Set out every line bearing the string "this".

Start DATASET ROWS

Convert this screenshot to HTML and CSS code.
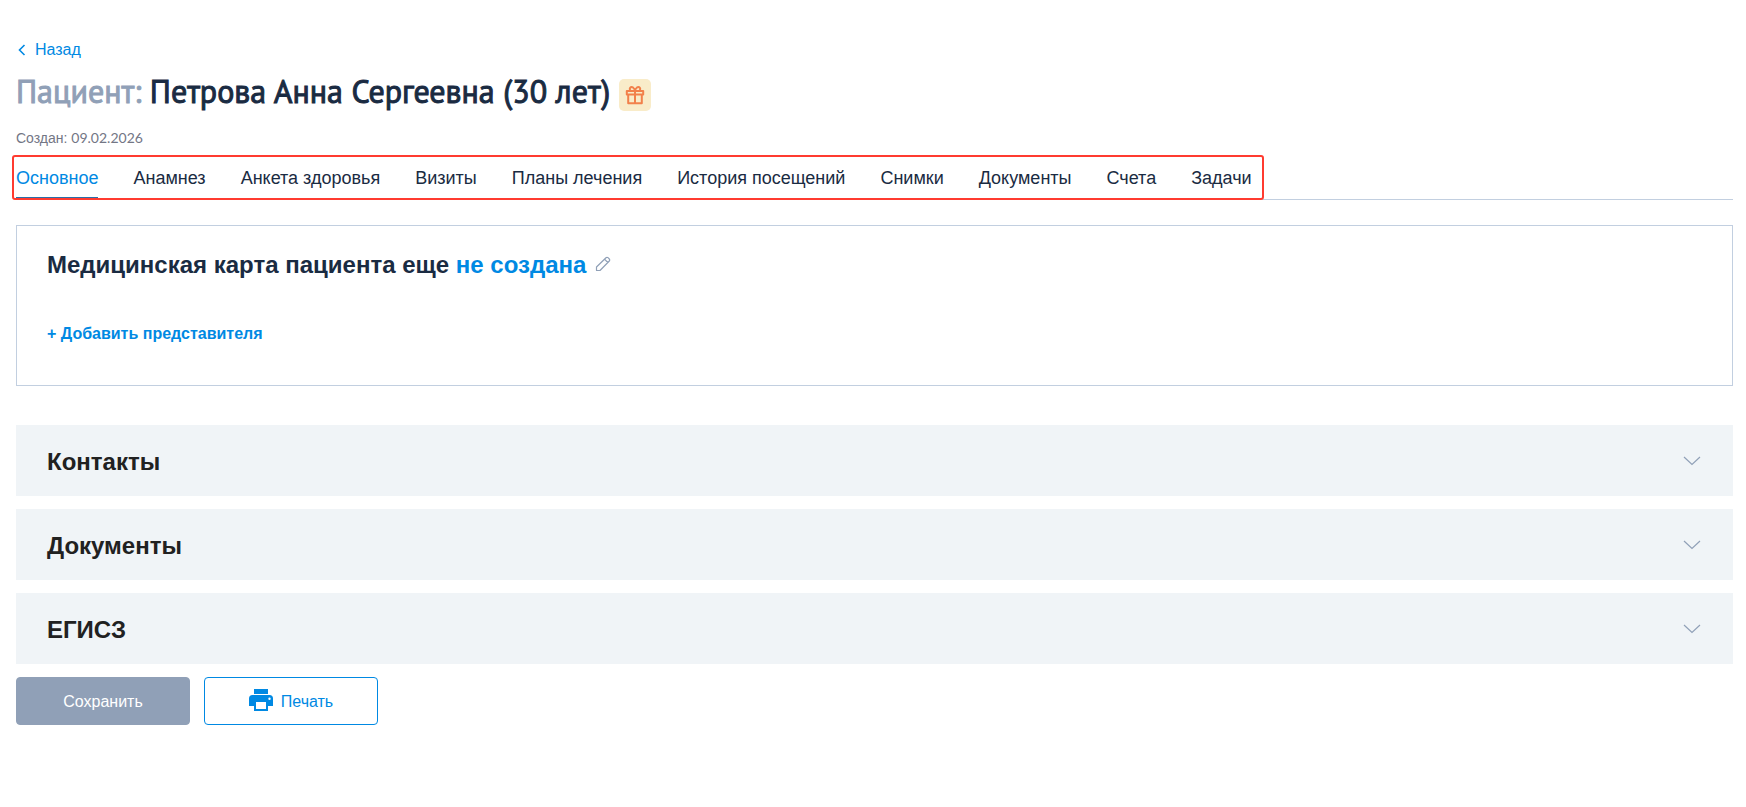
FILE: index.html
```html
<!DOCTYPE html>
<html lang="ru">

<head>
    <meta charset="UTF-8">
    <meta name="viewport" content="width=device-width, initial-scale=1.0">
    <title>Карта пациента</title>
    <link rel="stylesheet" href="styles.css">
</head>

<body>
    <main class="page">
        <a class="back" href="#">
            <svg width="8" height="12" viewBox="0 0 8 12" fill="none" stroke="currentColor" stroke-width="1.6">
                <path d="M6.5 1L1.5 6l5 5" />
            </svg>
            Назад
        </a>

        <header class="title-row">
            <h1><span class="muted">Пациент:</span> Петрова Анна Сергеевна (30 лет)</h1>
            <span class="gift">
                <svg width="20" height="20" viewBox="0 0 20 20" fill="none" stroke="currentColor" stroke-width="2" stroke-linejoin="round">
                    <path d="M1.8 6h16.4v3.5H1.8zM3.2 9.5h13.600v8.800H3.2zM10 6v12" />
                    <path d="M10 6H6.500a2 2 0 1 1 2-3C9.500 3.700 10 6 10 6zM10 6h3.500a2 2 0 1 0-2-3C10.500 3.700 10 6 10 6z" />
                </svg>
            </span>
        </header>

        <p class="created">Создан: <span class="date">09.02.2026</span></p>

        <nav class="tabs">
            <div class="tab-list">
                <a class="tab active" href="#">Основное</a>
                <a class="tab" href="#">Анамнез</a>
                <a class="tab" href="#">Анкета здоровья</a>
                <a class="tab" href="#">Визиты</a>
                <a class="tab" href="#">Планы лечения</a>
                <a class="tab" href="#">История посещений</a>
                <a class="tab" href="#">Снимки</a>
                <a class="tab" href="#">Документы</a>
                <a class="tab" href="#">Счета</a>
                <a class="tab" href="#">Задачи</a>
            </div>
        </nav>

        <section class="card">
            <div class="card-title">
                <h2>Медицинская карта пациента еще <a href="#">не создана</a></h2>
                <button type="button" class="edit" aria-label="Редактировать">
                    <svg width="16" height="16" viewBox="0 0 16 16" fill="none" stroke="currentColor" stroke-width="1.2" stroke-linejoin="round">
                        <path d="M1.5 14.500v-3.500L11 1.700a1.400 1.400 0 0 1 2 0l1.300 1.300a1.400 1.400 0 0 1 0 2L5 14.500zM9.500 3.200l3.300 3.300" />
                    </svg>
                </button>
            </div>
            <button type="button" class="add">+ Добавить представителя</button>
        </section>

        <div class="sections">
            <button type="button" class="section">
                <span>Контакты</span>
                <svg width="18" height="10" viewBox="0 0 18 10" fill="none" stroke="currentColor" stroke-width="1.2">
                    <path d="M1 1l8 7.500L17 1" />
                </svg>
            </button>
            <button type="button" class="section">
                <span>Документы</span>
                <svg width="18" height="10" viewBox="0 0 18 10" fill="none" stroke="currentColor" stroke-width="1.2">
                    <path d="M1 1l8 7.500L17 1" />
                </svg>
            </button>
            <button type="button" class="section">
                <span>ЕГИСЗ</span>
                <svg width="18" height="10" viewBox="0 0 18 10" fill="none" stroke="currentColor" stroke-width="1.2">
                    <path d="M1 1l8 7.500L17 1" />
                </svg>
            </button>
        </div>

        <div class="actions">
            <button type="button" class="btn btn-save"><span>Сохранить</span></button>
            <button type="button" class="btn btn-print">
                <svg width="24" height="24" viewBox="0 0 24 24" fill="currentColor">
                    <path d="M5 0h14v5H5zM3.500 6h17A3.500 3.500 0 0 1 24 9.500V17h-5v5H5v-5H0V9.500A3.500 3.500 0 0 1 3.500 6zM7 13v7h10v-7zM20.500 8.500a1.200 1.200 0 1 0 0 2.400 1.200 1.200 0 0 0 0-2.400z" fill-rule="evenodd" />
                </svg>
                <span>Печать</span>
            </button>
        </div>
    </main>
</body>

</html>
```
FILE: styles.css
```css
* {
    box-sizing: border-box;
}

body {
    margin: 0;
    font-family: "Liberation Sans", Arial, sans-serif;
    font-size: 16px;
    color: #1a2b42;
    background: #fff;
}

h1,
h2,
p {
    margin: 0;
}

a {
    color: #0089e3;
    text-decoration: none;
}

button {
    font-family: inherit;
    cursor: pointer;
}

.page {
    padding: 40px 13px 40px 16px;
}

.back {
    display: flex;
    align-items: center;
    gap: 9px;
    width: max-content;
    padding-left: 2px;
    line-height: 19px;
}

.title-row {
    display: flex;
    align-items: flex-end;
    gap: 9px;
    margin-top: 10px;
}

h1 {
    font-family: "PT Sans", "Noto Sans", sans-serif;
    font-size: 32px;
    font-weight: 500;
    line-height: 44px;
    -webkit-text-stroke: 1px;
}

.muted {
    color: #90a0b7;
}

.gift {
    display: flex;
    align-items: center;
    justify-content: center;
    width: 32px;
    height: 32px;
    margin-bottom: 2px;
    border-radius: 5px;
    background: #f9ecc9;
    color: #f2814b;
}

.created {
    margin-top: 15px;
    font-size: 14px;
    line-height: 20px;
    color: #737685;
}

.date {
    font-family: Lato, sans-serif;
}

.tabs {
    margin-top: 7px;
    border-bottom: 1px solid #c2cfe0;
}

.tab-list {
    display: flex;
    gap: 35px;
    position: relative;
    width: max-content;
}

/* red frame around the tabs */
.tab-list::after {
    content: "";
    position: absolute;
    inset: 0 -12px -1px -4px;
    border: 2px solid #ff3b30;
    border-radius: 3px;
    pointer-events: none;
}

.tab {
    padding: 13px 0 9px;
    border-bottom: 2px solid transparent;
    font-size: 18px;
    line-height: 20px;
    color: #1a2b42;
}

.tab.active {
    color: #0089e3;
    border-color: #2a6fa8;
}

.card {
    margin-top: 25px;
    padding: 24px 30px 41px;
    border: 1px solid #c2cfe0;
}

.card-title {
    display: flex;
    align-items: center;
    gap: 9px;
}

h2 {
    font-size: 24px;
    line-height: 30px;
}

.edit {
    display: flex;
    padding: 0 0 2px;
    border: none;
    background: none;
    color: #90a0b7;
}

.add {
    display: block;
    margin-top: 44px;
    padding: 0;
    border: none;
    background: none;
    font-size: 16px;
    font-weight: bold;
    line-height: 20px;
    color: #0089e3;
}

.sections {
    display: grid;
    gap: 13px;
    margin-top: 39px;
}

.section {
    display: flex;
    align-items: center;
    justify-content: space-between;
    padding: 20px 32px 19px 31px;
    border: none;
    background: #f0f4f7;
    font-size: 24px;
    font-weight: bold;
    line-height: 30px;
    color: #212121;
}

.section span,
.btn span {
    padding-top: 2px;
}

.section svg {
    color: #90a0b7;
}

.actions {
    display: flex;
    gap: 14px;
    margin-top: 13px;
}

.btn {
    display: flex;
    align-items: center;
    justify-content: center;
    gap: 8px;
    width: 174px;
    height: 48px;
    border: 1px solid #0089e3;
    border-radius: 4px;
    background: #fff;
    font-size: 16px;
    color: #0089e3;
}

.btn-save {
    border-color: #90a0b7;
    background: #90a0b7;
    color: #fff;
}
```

End DATASET ROWS
Start DATASET ROWS

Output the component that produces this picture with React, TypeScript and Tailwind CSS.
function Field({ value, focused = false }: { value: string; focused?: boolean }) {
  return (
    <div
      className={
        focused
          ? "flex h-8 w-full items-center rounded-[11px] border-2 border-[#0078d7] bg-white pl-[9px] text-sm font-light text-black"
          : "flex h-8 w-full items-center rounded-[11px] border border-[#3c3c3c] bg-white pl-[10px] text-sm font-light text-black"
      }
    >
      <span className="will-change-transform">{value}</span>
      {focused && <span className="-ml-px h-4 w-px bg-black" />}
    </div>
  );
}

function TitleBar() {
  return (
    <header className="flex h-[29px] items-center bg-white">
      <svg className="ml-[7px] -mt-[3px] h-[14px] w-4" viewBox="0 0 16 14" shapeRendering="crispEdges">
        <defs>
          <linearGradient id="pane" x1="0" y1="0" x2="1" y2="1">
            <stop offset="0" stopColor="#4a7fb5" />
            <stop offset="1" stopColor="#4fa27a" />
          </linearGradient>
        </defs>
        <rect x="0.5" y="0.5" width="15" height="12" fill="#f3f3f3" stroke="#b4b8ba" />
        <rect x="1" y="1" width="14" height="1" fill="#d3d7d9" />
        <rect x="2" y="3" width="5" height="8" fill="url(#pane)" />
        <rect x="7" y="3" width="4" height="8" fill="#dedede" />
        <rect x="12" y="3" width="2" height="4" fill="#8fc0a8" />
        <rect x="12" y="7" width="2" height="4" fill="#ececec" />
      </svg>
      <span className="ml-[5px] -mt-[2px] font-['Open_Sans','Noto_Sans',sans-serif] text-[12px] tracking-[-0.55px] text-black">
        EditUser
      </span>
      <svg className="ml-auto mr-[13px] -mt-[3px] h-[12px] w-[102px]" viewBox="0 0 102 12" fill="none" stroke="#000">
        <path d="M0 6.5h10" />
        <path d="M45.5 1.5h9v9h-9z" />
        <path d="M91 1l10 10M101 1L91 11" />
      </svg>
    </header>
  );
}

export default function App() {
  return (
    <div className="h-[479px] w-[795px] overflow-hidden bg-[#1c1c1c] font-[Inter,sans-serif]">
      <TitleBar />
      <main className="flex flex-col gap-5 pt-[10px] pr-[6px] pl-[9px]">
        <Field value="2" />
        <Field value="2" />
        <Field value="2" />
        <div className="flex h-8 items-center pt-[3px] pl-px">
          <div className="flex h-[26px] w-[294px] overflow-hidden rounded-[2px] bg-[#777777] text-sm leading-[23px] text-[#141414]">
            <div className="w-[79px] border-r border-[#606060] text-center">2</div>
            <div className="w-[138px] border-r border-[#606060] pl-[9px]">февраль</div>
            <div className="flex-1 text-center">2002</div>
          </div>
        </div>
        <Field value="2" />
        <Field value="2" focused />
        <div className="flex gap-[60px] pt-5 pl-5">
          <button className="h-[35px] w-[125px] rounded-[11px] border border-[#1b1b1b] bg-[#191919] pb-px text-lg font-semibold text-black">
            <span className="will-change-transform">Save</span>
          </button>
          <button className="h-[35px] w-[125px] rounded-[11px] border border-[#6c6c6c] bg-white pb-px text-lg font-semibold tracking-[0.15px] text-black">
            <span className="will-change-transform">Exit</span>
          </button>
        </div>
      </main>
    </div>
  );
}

End DATASET ROWS

> FINAL RESULT
Convert this screenshot to HTML and CSS code.
Output the component that produces this picture with React, TypeScript and Tailwind CSS.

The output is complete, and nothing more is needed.